## REQUIREMENT
Pictures excluded, return the lines below from the first through the line holding "</webmail-page>".

## SOURCE DATA
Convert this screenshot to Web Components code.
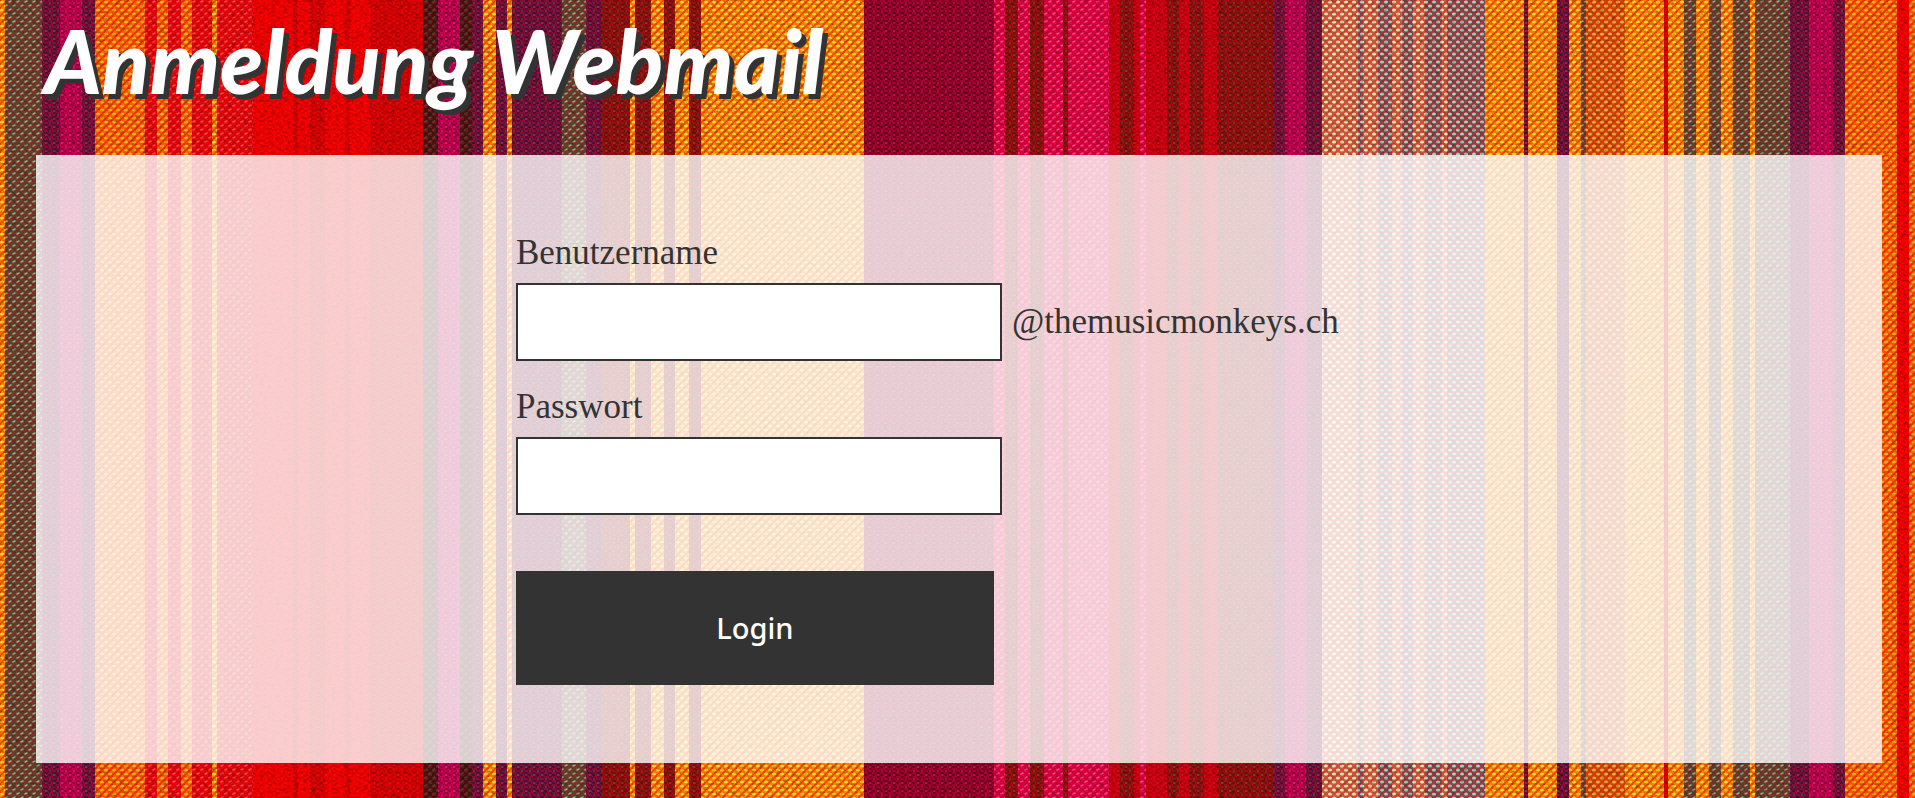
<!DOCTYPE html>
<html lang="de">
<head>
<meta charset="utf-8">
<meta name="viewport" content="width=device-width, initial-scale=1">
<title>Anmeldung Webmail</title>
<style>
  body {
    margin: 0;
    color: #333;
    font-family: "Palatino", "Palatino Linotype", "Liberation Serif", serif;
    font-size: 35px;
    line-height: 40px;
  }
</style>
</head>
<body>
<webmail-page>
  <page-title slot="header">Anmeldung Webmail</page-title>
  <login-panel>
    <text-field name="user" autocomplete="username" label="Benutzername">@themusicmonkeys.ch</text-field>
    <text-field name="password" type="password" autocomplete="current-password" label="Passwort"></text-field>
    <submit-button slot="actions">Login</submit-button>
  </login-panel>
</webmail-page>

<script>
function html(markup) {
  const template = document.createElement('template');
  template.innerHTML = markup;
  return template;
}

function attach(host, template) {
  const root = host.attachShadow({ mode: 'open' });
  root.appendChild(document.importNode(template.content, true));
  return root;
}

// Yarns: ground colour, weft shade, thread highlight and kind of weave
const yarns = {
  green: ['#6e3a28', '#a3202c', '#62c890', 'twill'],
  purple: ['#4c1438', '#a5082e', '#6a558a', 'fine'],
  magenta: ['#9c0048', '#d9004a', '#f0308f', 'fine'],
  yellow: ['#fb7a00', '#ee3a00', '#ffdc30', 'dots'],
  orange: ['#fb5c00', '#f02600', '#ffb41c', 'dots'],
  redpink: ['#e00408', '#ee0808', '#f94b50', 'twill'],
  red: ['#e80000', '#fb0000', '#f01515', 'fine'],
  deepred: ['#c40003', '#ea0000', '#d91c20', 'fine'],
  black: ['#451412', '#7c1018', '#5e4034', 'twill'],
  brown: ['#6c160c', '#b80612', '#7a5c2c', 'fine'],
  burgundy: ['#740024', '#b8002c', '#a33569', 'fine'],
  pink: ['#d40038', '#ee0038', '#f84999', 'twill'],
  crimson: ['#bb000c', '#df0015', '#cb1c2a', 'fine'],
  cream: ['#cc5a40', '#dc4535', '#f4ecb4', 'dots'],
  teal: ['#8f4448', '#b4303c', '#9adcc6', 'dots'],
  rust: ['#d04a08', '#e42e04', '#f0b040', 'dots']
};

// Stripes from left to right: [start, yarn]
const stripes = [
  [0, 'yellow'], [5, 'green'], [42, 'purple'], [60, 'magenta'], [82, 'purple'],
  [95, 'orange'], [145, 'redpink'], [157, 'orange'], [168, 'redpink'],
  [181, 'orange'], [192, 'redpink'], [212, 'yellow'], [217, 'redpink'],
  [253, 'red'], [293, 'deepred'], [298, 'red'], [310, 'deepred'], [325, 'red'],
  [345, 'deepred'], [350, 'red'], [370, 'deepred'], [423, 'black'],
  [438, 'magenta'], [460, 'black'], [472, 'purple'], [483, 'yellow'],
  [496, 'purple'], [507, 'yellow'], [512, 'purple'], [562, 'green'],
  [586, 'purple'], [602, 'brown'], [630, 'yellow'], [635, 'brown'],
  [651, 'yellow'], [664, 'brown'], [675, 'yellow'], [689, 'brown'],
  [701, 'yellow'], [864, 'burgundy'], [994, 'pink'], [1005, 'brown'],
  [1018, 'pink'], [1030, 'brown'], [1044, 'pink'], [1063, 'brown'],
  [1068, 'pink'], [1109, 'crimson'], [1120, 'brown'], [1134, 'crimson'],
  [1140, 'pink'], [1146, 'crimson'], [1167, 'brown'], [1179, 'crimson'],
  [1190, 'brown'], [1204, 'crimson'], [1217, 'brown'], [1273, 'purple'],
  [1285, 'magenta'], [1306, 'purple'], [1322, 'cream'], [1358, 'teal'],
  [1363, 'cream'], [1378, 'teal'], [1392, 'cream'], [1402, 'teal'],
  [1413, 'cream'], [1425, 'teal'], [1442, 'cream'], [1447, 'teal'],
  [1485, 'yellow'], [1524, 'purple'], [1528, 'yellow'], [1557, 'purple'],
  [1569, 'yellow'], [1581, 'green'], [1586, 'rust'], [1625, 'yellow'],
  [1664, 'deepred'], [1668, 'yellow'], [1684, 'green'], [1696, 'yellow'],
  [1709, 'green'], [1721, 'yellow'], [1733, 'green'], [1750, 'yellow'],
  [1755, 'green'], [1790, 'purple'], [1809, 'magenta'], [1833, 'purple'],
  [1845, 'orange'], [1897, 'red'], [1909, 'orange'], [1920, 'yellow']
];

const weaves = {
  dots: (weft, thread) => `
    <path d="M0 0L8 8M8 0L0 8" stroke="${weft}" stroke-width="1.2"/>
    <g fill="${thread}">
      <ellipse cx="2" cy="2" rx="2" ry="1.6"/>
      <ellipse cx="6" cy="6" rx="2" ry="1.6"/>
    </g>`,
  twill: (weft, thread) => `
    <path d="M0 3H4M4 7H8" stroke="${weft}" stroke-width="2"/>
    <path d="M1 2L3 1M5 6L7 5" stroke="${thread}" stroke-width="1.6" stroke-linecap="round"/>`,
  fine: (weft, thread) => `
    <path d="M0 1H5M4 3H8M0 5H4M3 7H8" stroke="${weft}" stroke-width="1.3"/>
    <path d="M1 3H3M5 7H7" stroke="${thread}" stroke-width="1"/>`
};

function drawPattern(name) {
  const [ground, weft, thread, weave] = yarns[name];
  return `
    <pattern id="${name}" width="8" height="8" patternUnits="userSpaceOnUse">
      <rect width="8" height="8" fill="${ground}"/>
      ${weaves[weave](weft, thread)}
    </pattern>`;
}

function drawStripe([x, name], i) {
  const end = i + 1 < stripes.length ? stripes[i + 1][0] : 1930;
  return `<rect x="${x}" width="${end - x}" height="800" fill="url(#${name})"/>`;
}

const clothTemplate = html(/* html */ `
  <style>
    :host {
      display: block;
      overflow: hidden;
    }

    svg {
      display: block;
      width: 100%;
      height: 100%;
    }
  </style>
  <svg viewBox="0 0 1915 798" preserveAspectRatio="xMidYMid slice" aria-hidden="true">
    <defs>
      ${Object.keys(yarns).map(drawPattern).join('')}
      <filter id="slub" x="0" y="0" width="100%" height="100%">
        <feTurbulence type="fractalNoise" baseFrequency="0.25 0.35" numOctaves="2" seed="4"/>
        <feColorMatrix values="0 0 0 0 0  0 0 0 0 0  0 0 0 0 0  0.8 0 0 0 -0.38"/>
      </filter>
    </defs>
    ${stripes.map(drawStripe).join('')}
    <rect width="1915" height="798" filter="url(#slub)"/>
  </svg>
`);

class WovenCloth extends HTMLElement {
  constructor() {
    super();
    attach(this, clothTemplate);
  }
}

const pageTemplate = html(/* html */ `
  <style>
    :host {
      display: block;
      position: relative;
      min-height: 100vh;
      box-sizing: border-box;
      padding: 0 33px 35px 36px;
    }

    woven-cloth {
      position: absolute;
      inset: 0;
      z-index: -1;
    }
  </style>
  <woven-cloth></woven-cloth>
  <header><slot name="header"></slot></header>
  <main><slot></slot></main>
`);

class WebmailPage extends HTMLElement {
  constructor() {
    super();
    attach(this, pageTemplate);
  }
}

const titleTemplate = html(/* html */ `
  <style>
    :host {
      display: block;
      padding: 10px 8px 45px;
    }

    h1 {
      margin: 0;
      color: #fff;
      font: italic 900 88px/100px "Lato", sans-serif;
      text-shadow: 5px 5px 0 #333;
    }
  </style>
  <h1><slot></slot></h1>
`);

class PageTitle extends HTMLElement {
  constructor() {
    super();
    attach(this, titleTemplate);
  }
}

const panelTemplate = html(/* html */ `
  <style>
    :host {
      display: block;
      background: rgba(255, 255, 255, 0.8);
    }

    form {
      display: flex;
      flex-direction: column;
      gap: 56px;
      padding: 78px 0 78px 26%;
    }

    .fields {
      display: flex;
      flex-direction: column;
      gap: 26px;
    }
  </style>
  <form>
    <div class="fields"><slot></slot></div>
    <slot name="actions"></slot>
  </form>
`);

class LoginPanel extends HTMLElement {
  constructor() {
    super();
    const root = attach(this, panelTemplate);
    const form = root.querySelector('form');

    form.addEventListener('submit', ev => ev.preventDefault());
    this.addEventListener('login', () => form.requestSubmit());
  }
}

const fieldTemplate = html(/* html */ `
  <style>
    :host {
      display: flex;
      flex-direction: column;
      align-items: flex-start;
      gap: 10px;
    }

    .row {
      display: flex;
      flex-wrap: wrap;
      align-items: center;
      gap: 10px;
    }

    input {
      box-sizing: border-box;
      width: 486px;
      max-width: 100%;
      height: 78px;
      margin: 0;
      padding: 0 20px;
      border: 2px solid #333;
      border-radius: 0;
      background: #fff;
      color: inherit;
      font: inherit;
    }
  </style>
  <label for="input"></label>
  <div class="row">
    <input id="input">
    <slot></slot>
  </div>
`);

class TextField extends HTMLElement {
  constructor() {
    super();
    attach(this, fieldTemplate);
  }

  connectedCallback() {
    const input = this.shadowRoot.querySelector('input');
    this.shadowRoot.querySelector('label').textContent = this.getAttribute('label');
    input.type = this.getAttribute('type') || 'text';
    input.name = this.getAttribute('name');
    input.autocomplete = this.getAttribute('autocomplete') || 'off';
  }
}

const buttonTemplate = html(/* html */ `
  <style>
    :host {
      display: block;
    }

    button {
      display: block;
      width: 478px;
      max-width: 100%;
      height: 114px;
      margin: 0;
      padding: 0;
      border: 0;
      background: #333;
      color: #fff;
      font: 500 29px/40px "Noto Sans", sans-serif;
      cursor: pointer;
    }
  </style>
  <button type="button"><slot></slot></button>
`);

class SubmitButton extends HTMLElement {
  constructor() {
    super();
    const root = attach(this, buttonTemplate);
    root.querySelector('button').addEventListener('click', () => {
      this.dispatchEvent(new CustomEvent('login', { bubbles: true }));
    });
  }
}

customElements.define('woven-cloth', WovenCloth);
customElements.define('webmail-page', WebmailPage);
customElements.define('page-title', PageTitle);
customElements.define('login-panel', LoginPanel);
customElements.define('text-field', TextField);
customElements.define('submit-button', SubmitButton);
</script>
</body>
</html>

## FINISHED TASK
Convert this screenshot to Web Components code.
<!DOCTYPE html>
<html lang="de">
<head>
<meta charset="utf-8">
<meta name="viewport" content="width=device-width, initial-scale=1">
<title>Anmeldung Webmail</title>
<style>
  body {
    margin: 0;
    color: #333;
    font-family: "Palatino", "Palatino Linotype", "Liberation Serif", serif;
    font-size: 35px;
    line-height: 40px;
  }
</style>
</head>
<body>
<webmail-page>
  <page-title slot="header">Anmeldung Webmail</page-title>
  <login-panel>
    <text-field name="user" autocomplete="username" label="Benutzername">@themusicmonkeys.ch</text-field>
    <text-field name="password" type="password" autocomplete="current-password" label="Passwort"></text-field>
    <submit-button slot="actions">Login</submit-button>
  </login-panel>
</webmail-page>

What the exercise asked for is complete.